Supt. Ruben Zacarias has until April 15 to name the members of the advisory group, and their report is due at the end of July. The superintendent, publicly keen on increasing accountability, should stack the task force with outside experts, educators and parents with the aim of producing strong recommendations that are impossible to shelve. Ultimately, the task force will open up the process and make a public report in a district where too many decisions are made behind closed doors.

Some goals are obvious. The best teachers should be paid more. Merit pay is not popular with unions, which argue that principals could “play favorites.” Memo to the union leadership: In most of the rest of the working world, raises are based on performance. While that process can’t be guaranteed as fair, it surely is not equitable to pay whole categories of employees the same, whether they do superior work or barely passable work.

Salary is a major incentive, but the task force should also consider rewards to an entire campus, a faculty group, a department or a team that routinely excels despite obstacles. And even as rewards are increased, so should the consequences be increased for subpar performance by teachers and other employees.

The school board and Zacarias have already linked pay increases for senior management to student performance.
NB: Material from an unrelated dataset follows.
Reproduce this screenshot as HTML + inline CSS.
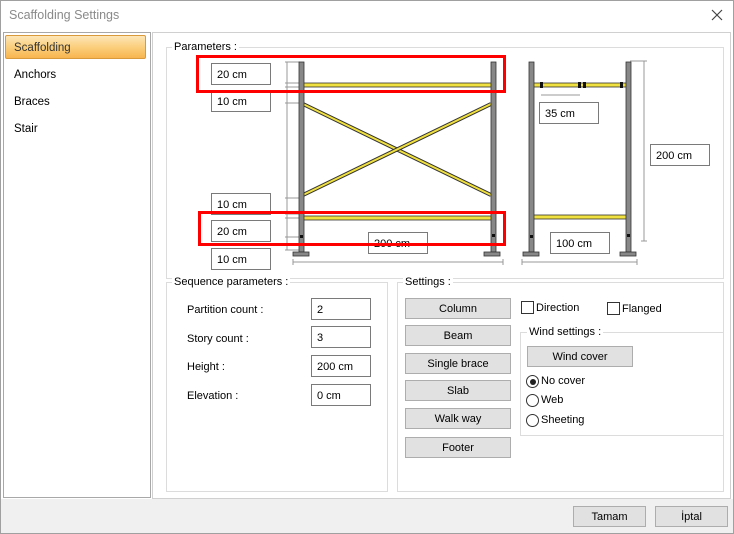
<!DOCTYPE html>
<html><head><style>
*{margin:0;padding:0;box-sizing:border-box}
body{width:734px;height:534px;background:#fff;font-family:"Liberation Sans",sans-serif;font-size:11px;color:#000;position:relative;overflow:hidden}
.a{position:absolute}
.win{left:0;top:0;width:734px;height:534px;border:1px solid #a0a0a0}
.title{left:9px;top:8px;font-size:12.5px;color:#8a8a8a}
.list{left:3px;top:32px;width:148px;height:466px;border:1px solid #a8a8a8;background:#fff}
.sel{left:5px;top:35px;width:141px;height:24px;border:1px solid #d99a3c;border-radius:2px;background:linear-gradient(#fde6b8,#fbcf7d 50%,#f8b550);padding:6px 8px;font-size:11.5px;color:#333}
.li{left:14px;font-size:11.5px}
.main{left:152px;top:32px;width:579px;height:467px;border:1px solid #d0d0d0;background:#fff}
.bot{left:1px;top:499px;width:732px;height:34px;background:#f0f0f0}
.grp{border:1px solid #dcdcdc}
.gl{background:#fff;padding:0 2px;font-size:11px}
.box{border:1px solid #7a7a7a;background:#fff;padding:5px 5px;font-size:11px;height:22px}
.btn{border:1px solid #adadad;background:#e1e1e1;text-align:center;font-size:11px;line-height:21px}
.cb{width:13px;height:13px;border:1px solid #333;background:#fff}
.rd{width:13px;height:13px;border:1px solid #333;border-radius:50%;background:#fff}
</style></head><body>
<div class="a win"></div>
<div class="a title">Scaffolding Settings</div>
<svg class="a" style="left:711px;top:9px" width="12" height="12"><path d="M1 1L11 11M11 1L1 11" stroke="#444" stroke-width="1.2"/></svg>
<div class="a list"></div>
<div class="a sel">Scaffolding</div>
<div class="a li" style="top:69px">Anchors</div>
<div class="a li" style="top:96px">Braces</div>
<div class="a li" style="top:123px">Stair</div>
<div class="a main"></div>
<div class="a bot"></div>

<div class="a grp" style="left:166px;top:47px;width:558px;height:232px"></div>
<div class="a gl" style="left:172px;top:41px">Parameters :</div>
<div class="a grp" style="left:166px;top:282px;width:222px;height:210px"></div>
<div class="a gl" style="left:172px;top:276px">Sequence parameters :</div>
<div class="a grp" style="left:397px;top:282px;width:327px;height:210px"></div>
<div class="a gl" style="left:403px;top:276px">Settings :</div>

<svg class="a" style="left:0;top:0" width="734" height="534">
<g stroke="#999" stroke-width="1" fill="none">
<line x1="287" y1="62" x2="287" y2="250"/>
<line x1="285" y1="62" x2="300" y2="62"/><line x1="285" y1="83" x2="300" y2="83"/><line x1="285" y1="87" x2="300" y2="87"/><line x1="285" y1="103" x2="300" y2="103"/>
<line x1="285" y1="198" x2="300" y2="198"/><line x1="285" y1="214" x2="300" y2="214"/><line x1="285" y1="218" x2="300" y2="218"/><line x1="285" y1="237" x2="300" y2="237"/><line x1="285" y1="250" x2="300" y2="250"/>
<line x1="293" y1="262" x2="503" y2="262"/><line x1="293" y1="259" x2="293" y2="265"/><line x1="503" y1="259" x2="503" y2="265"/>
<line x1="522" y1="262" x2="637" y2="262"/><line x1="522" y1="259" x2="522" y2="265"/><line x1="637" y1="259" x2="637" y2="265"/>
<line x1="541" y1="95" x2="580" y2="95"/>
<line x1="644" y1="61" x2="644" y2="241"/><line x1="630" y1="61" x2="647" y2="61"/><line x1="641" y1="241" x2="647" y2="241"/>
</g>
<g stroke="#333" stroke-width="0.8">
<line x1="303" y1="104" x2="491" y2="195" stroke-width="4"/><line x1="303" y1="104" x2="491" y2="195" stroke="#f0e040" stroke-width="2"/>
<line x1="303" y1="195" x2="491" y2="104" stroke-width="4"/><line x1="303" y1="195" x2="491" y2="104" stroke="#f0e040" stroke-width="2"/>
</g>
<g stroke="#333" stroke-width="0.8">
<rect x="302" y="83" width="190" height="4" fill="#f0e040"/>
<rect x="302" y="216" width="190" height="4" fill="#f0e040"/>
<rect x="532" y="83" width="96" height="4" fill="#f0e040"/>
<rect x="532" y="215" width="96" height="4" fill="#f0e040"/>
<rect x="299" y="62" width="5" height="190" fill="#888"/>
<rect x="491" y="62" width="5" height="190" fill="#888"/>
<rect x="529" y="62" width="5" height="190" fill="#888"/>
<rect x="626" y="62" width="5" height="190" fill="#888"/>
<rect x="293" y="252" width="16" height="4" fill="#888"/>
<rect x="484" y="252" width="16" height="4" fill="#888"/>
<rect x="523" y="252" width="16" height="4" fill="#888"/>
<rect x="620" y="252" width="16" height="4" fill="#888"/>
</g>
<g fill="#111">
<rect x="300" y="235" width="3" height="3"/><rect x="492" y="234" width="3" height="3"/>
<rect x="530" y="235" width="3" height="3"/><rect x="627" y="234" width="3" height="3"/>
<rect x="540" y="82" width="3" height="6"/><rect x="578" y="82" width="3" height="6"/><rect x="583" y="82" width="3" height="6"/><rect x="620" y="82" width="3" height="6"/>
</g>
</svg>

<div class="a box" style="left:211px;top:63px;width:60px">20 cm</div>
<div class="a box" style="left:211px;top:90px;width:60px">10 cm</div>
<div class="a box" style="left:211px;top:193px;width:60px">10 cm</div>
<div class="a box" style="left:211px;top:220px;width:60px">20 cm</div>
<div class="a box" style="left:211px;top:248px;width:60px">10 cm</div>
<div class="a box" style="left:368px;top:232px;width:60px">200 cm</div>
<div class="a box" style="left:539px;top:102px;width:60px">35 cm</div>
<div class="a box" style="left:650px;top:144px;width:60px">200 cm</div>
<div class="a box" style="left:550px;top:232px;width:60px">100 cm</div>

<div class="a" style="left:196px;top:55px;width:310px;height:38px;border:3px solid #f00"></div>
<div class="a" style="left:198px;top:211px;width:308px;height:35px;border:3px solid #f00"></div>

<div class="a" style="left:187px;top:304px">Partition count :</div>
<div class="a" style="left:187px;top:333px">Story count :</div>
<div class="a" style="left:187px;top:361px">Height :</div>
<div class="a" style="left:187px;top:390px">Elevation :</div>
<div class="a box" style="left:311px;top:298px;width:60px">2</div>
<div class="a box" style="left:311px;top:326px;width:60px">3</div>
<div class="a box" style="left:311px;top:355px;width:60px">200 cm</div>
<div class="a box" style="left:311px;top:384px;width:60px">0 cm</div>

<div class="a btn" style="left:405px;top:298px;width:106px;height:21px">Column</div>
<div class="a btn" style="left:405px;top:325px;width:106px;height:21px">Beam</div>
<div class="a btn" style="left:405px;top:353px;width:106px;height:21px">Single brace</div>
<div class="a btn" style="left:405px;top:380px;width:106px;height:21px">Slab</div>
<div class="a btn" style="left:405px;top:408px;width:106px;height:21px">Walk way</div>
<div class="a btn" style="left:405px;top:437px;width:106px;height:21px">Footer</div>

<div class="a cb" style="left:521px;top:301px"></div><div class="a" style="left:536px;top:302px">Direction</div>
<div class="a cb" style="left:607px;top:302px"></div><div class="a" style="left:622px;top:303px">Flanged</div>

<div class="a grp" style="left:520px;top:332px;width:204px;height:104px;border-right:none"></div>
<div class="a gl" style="left:527px;top:326px">Wind settings :</div>
<div class="a btn" style="left:527px;top:346px;width:106px;height:21px">Wind cover</div>
<div class="a rd" style="left:526px;top:375px"></div><div class="a" style="left:529.5px;top:378.5px;width:6px;height:6px;border-radius:50%;background:#222"></div>
<div class="a" style="left:541px;top:375px">No cover</div>
<div class="a rd" style="left:526px;top:394px"></div><div class="a" style="left:541px;top:394px">Web</div>
<div class="a rd" style="left:526px;top:414px"></div><div class="a" style="left:541px;top:414px">Sheeting</div>

<div class="a btn" style="left:573px;top:506px;width:73px;height:21px">Tamam</div>
<div class="a btn" style="left:655px;top:506px;width:73px;height:21px">İptal</div>
</body></html>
The same rules should apply to other employees. During upcoming negotiations with teachers and administrators on accountability standards, the school board and superintendent need to hold out for more than lip service and familiar promises of some kind of accountability, someday. Where, for instance, are the intervention teams for failing schools that were agreed to more than a year ago by the district and unions? How much longer will it take before they can get to work to help--and in some cases help get rid of--weak principals and ineffective teachers?

It’s a shame that this school district needs a task force to recommend ways to hold employees more accountable for student performance. But now that a committee is being formed, there should be one less excuse for allowing anyone to get away with failure.